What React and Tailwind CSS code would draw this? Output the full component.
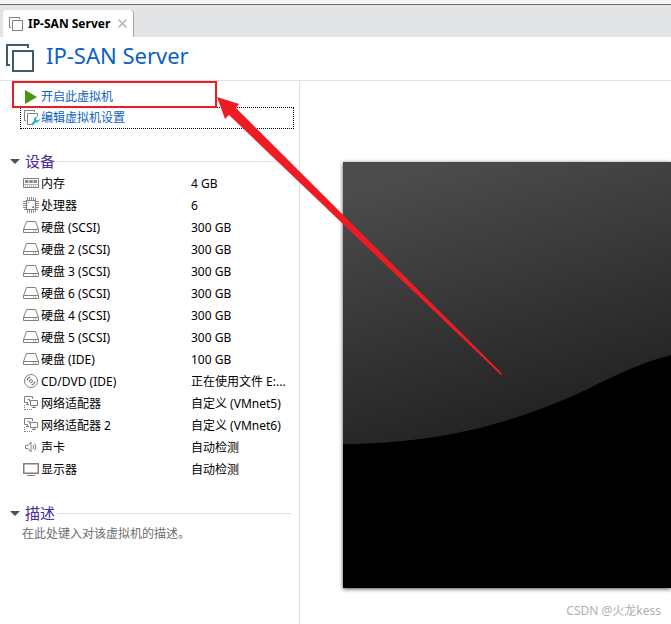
import React from "react";

const FONT =
  "font-['Noto_Sans','Noto_Sans_CJK_SC',sans-serif]";

function MachineIcon({ className }) {
  return (
    <svg className={className} viewBox="0 0 14 14" fill="none" stroke="currentColor" aria-hidden="true">
      <path d="M2 10.500H.5V.5h10V2" />
      <path d="M3.500 3.500h10v10h-10z" />
    </svg>
  );
}

function LargeMachineIcon() {
  return (
    <svg className="size-7 shrink-0 text-[#455a68]" viewBox="0 0 28 28" fill="none" stroke="currentColor" strokeWidth="2" aria-hidden="true">
      <path d="M4 21H1V1h21v3" />
      <path d="M7 7h20v20H7z" />
    </svg>
  );
}

function EditIcon() {
  return (
    <svg className="size-4 shrink-0" viewBox="0 0 16 16" fill="none" aria-hidden="true">
      <path d="M2 10.500H.5V.5h10V2M7 14.500H3.500v-11h10V6" stroke="#808080" />
      <path d="M7.500 15l4.500-4.500" stroke="#18b3cf" strokeWidth="2.200" />
      <path d="M13.800 6.800L12 8.700l.4 1.400 1.400.4L15.600 8.700a3.200 3.200 0 0 1-4.600 3.300L10 11a3.200 3.200 0 0 1 3.800-4.200z" fill="#18b3cf" />
    </svg>
  );
}

function DeviceIcon({ type }) {
  return (
    <svg className="mb-0.5 size-4 shrink-0" viewBox="0 0 16 16" fill="none" stroke="#808080" aria-hidden="true">
      {type === "memory" && (
        <>
          <path d="M.5 3.500h15v9H.5z" />
          <path d="M2 5h3.500v3H2zM6.250 5h3.500v3h-3.500zM10.500 5H14v3h-3.500z" fill="#8c8c8c" stroke="none" />
          <path d="M1 9.500h14" stroke="#b5b5b5" />
          <path d="M2 11h12" strokeDasharray="1 1" />
        </>
      )}
      {type === "cpu" && (
        <>
          <path d="M3.500 3.500h9v9h-9z" strokeWidth="1.200" />
          <path d="M4.500 0v3M6.500 0v3M8.500 0v3M10.500 0v3M12.500 1v2M4.500 13v3M6.500 13v3M8.500 13v3M10.500 13v3M12.500 13v2M0 4.500h3M0 6.500h3M0 8.500h3M0 10.500h3M1 12.500h2M13 4.500h3M13 6.500h3M13 8.500h3M13 10.500h3M13 12.500h2" strokeWidth=".9" />
          <path d="M5 5.500h1M9 10.500h2M10.500 9v1" />
        </>
      )}
      {type === "disk" && (
        <>
          <path d="M.5 10.500l3-8h9l3 8v3H.5z" />
          <path d="M.5 10.500h15M10 12h1M12 12h1" />
        </>
      )}
      {type === "cd" && (
        <>
          <circle cx="8" cy="8" r="6.500" />
          <circle cx="8" cy="8" r="1.500" />
          <path d="M4.200 7.500A3.800 3.800 0 0 1 7.500 4.200M11.800 8.500a3.800 3.800 0 0 1-3.300 3.300" strokeWidth="1.300" />
        </>
      )}
      {type === "network" && (
        <>
          <path d="M5 7.500H1.500v-6h8V4M3 9.500h3M4.500 8v1" />
          <path d="M7.500 5.500h7v5h-7zM11 11v2M9 12.500h4" />
          <path d="M4.500 4.500h2v2" />
          <path d="M1.500 10v5M2 14.500h8" strokeDasharray="1 1" />
        </>
      )}
      {type === "sound" && (
        <>
          <path d="M2.500 6.500H5l3-3.500v10L5 9.500H2.500z" />
          <path d="M10 6q1 2 0 4M11.800 4.500q2 3.500 0 7" />
        </>
      )}
      {type === "display" && (
        <>
          <path d="M.75 2.750h14.500v9.500H.75z" strokeWidth="1.500" />
          <path d="M4 14.500h8" />
        </>
      )}
    </svg>
  );
}

const devices = [
  ["memory", "内存", "4 GB"],
  ["cpu", "处理器", "6"],
  ["disk", "硬盘 (SCSI)", "300 GB"],
  ["disk", "硬盘 2 (SCSI)", "300 GB"],
  ["disk", "硬盘 3 (SCSI)", "300 GB"],
  ["disk", "硬盘 6 (SCSI)", "300 GB"],
  ["disk", "硬盘 4 (SCSI)", "300 GB"],
  ["disk", "硬盘 5 (SCSI)", "300 GB"],
  ["disk", "硬盘 (IDE)", "100 GB"],
  ["cd", "CD/DVD (IDE)", "正在使用文件 E:..."],
  ["network", "网络适配器", "自定义 (VMnet5)"],
  ["network", "网络适配器 2", "自定义 (VMnet6)"],
  ["sound", "声卡", "自动检测"],
  ["display", "显示器", "自动检测"],
];

function SectionHeading({ children }) {
  return (
    <h2 className="flex h-5 items-center pr-2 pl-[10px] text-[15px] leading-5 text-[#4a2a9e]">
      <button type="button" className="flex items-center gap-[5px]">
        <svg className="h-[5px] w-[10px]" viewBox="0 0 10 5" aria-hidden="true">
          <path d="M0 0h10L5 5z" fill="#3f5663" />
        </svg>
        {children}
      </button>
      <span className="ml-0.5 h-px flex-1 bg-[#e0e0e0]" />
    </h2>
  );
}

function ScreenPreview() {
  return (
    <div className="h-[426px] overflow-hidden bg-black shadow-[0_1px_4px_rgba(0,0,0,0.7)]">
      <svg className="h-full w-[568px] max-w-none" viewBox="0 0 568 426" aria-hidden="true">
        <defs>
          <linearGradient id="glass" gradientUnits="userSpaceOnUse" x1="50" y1="20" x2="125" y2="270">
            <stop offset="0" stopColor="#4b4b4b" />
            <stop offset="1" stopColor="#242424" />
          </linearGradient>
        </defs>
        <path d="M0 0h568v170C450 170 370 178 328 193C290 203 264 218 232 233C150 269 80 281 0 282z" fill="url(#glass)" />
      </svg>
    </div>
  );
}

export default function App() {
  return (
    <div className={`relative flex min-h-screen flex-col overflow-hidden bg-white text-[12px] text-black ${FONT}`}>
      <div className="h-1 bg-[#f4f4f4]" />
      <nav className="flex h-[33px] items-end border-t border-[#6b6b6b] bg-[#e3e4e6] pl-[3px]">
        <div className="flex h-[27px] w-[131px] items-center rounded-t-sm border-r border-[#a8a8a8] bg-white pl-1.5">
          <MachineIcon className="size-[14px] shrink-0 text-[#808080]" />
          <span className="ml-[5px] flex-1 text-[12px] font-bold whitespace-nowrap">IP-SAN Server</span>
          <button type="button" aria-label="关闭" className="mr-1.5">
            <svg className="size-[9px]" viewBox="0 0 9 9" stroke="#bdbdbd" strokeWidth="1.800" aria-hidden="true">
              <path d="M.5.500l8 8M8.500.500l-8 8" />
            </svg>
          </button>
        </div>
      </nav>
      <header className="flex h-11 items-center gap-3 border-b border-[#e0e0e0] pb-px pl-1.5">
        <LargeMachineIcon />
        <h1 className="pb-1.5 text-[22px] leading-8 text-[#0a5fc4]">IP-SAN Server</h1>
      </header>
      <main className="flex flex-1">
        <section className="w-[300px] shrink-0 border-r border-[#e0e0e0]">
          <div className="relative pt-[5px] pr-[5px] pl-5 text-[#0a5fc4]">
            <button type="button" className="flex h-[21px] w-full items-center gap-1 pl-[5px]">
              <svg className="h-[14px] w-3 shrink-0" viewBox="0 0 12 14" aria-hidden="true">
                <path d="M0 0l12 7L0 14z" fill="#46960f" />
              </svg>
              开启此虚拟机
            </button>
            <button type="button" className="flex h-[22px] w-full items-center gap-px border border-dotted border-black pl-[3px]">
              <EditIcon />
              编辑虚拟机设置
            </button>
            <div className="pointer-events-none absolute top-0 left-3 h-[27px] w-[205px] border-2 border-[#ed1c24]" />
          </div>
          <div className="pt-[22px]">
            <SectionHeading>设备</SectionHeading>
            <table className="mt-0.5 w-full table-fixed border-collapse">
              <tbody>
                {devices.map(([type, name, value]) => (
                  <tr key={name} className="h-[22px]">
                    <td className="w-[191px] p-0 pl-[23px]">
                      <div className="flex items-center gap-0.5 leading-[22px]">
                        <DeviceIcon type={type} />
                        {name}
                      </div>
                    </td>
                    <td className="p-0 leading-[22px] whitespace-nowrap">{value}</td>
                  </tr>
                ))}
              </tbody>
            </table>
          </div>
          <div className="pt-[22px]">
            <SectionHeading>描述</SectionHeading>
            <p className="pl-[22px] leading-[22px] text-[#6d6d6d]">在此处键入对该虚拟机的描述。</p>
          </div>
        </section>
        <section className="flex min-w-0 flex-1 flex-col pt-[81px] pl-[43px]">
          <ScreenPreview />
          <p className="mt-3 pr-[10px] text-right leading-[22px] text-[#b0b0b0]">CSDN @火龙kess</p>
        </section>
      </main>
      <svg className="pointer-events-none absolute top-[97px] left-[217px] h-[279px] w-[286px]" viewBox="0 0 286 279" fill="#ed1c24" aria-hidden="true">
        <path d="M0 0L22 7L19 11L285 276.500L284 278L12 18L8 22z" />
      </svg>
    </div>
  );
}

» **What you are asked to do**: Find the word "React" in the data and copy out each line where it turns up.

» **Completed task**:
What React and Tailwind CSS code would draw this? Output the full component.
import React from "react";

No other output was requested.